Basın açıklamasının ardından Platform İzmir Temsilcisi Sanem Deniz Kural yaptığı konuşmada 1 Mayıs’ta işçileri, emekçileri, kadınları, gençleri hakkı olan Taksim Meydanı’na sokmamak için yığılan on binlerce polisin ve harcanan emek ve paranın kadınları korumak için sarf edilmediğine değindi. Devletin kadınları korumadığının altını çizen Kural, Pınar Ünlüer davasında müdahillik taleplerinin kabul edilmesinin önemli bir kazanım olduğunu vurguladı. Pınar Ünlüer’in babası Zeki Ünlüer ise eylemde yaptığı konuşmada katilin en ağır cezayı almasının önemine değindi. Koruma hakkı mücadelesi veren Sema Öztürk de eylem sırasında bir konuşma yaparak devletin kendisini korumadığını ifade etti. Başbakan’a seslenen Öztürk, yaralı elini göstererek Başbakan’ın kendisine sahip çıkmadığını, koruma altında olduğu halde bu hale geldiğini belirtti. Sema Öztürk’ün ardından konuşan ablası Gülten Aydın ise kızkardeşinin haklı mücadelesinin olduğu kadar, tüm kadınların koruma hakkı mücadelesinin de yanında olduğunu vurguladı.
Uzun: 1 Mayıs’ta kenti felç edenler, kadınları korumuyor
Duruşmaya katılan Emekçi Hareket Partisi Genel Başkanı Sibel Uzun görüşlerini açıkladı: “Davada katilin soğukkanlı hali, ifade vermek istememesi, cinayeti nasıl planladıysa ceza indirimi almak için de bir planlama içerisinde olduğunu gösteriyordu. Mahkeme heyetinin tavrı katilin ve tanıkların çelişkili durumlarını açığa çıkardığı için olumluydu. Müdahillik talebimizin kabul edilmesi davanın gidişatını belirlememizde çok büyük rol oynayacak.
Psikolojisini gerekçe gösterip ifade vermeyen sanık mahkemenin ilerlemesine engel olamayacak. Tanıkların bazı ifadeleri taraflı olduklarını gösteriyordu. Kadın cinayetlerini durdurma mücadelesi büyümeli ki katiller toplumda kendi lehine yönelik en ufak bir fikir bile bulamasınlar. Büyüyen platformumuz toplumda böyle bir etkiyi yaratacak.
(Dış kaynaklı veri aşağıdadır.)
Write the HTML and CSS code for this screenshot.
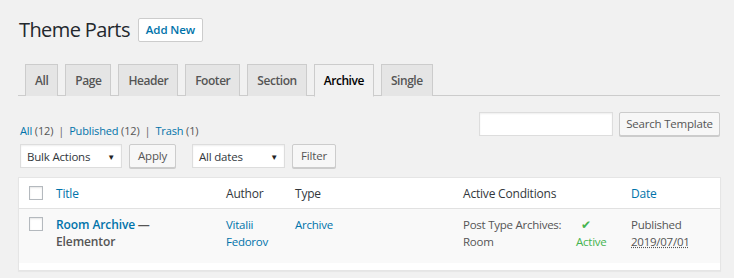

Bunun yanı sıra Pınar Ünlüer’i korumayan polislerin yargılanması da bu davanın ve mücadelemizin esaslı bir konusudur. İstanbul’da 1 Mayıs’ta tüm kenti felç eden polis saldırısı bu kadar ortadayken kadınların korunmaması kabul edilemez. Koruma isteyen kadınlar, öldürülen kardeşlerimizin ailesi ile bu davanın peşinde olmaya devam edeceğiz. Başbakan, Aile ve Sosyal Politikalar Bakanı ve Başbakan’ın kabinesine her seferinde görevlerini hatırlatıp, kadın cinayetlerini durduracağız.
Felamur: Koruma mücadelesi veren kadınların yanındayız
Kadın Cinayetlerini Durduracağız Platformu avukatlarından, aynı zamanda Pınar Ünlüer’in ailesinin avukatı olan Çağla Deniz Felamur görüşlerini şöyle ifade etti: “Davada Platform’un müdahillik talebinin kabul edilmesi bakımından, İzmir mahkemelerinin tutumunun diğer illere göre daha olumlu olduğunu belirtebilirim. Pınar Ünlüer’in davasında her şey ortada. Mahkemenin davayı aydınlatmak için çok fazla araştırmaya ihtiyacı olmayacak. Bu yüzden davanın çabuk sonuçlanacağına inanıyorum. Yaralanan kadının şikayetinden vazgeçmesi hoş olmasa da, hatta sanık lehine de gözükse bile davayı çok fazla etkileyeceğini düşünmüyorum. Katilin savunmasının nasıl olacağını tam bilmiyoruz. Diğer kadın katilleri gibi davransa bile, pek bir şey elde edemeyeceği ortada. Polislerin başından savma şeklindeki tutumları pek çok kadına karşı aynı. Polisin tutumunun değişmesi için Platform olarak tüm yasal haklarımızı sonuna kadar kullanarak kadınların karakoldan başlayıp mahkemeye kadar uzanan mücadelesinde yanlarında olacağız. Yapılan eylemler mücadeleye katkı sağlamasıyla birlikte davaların peşinin bırakmadığımızı topluma gösteriyor.”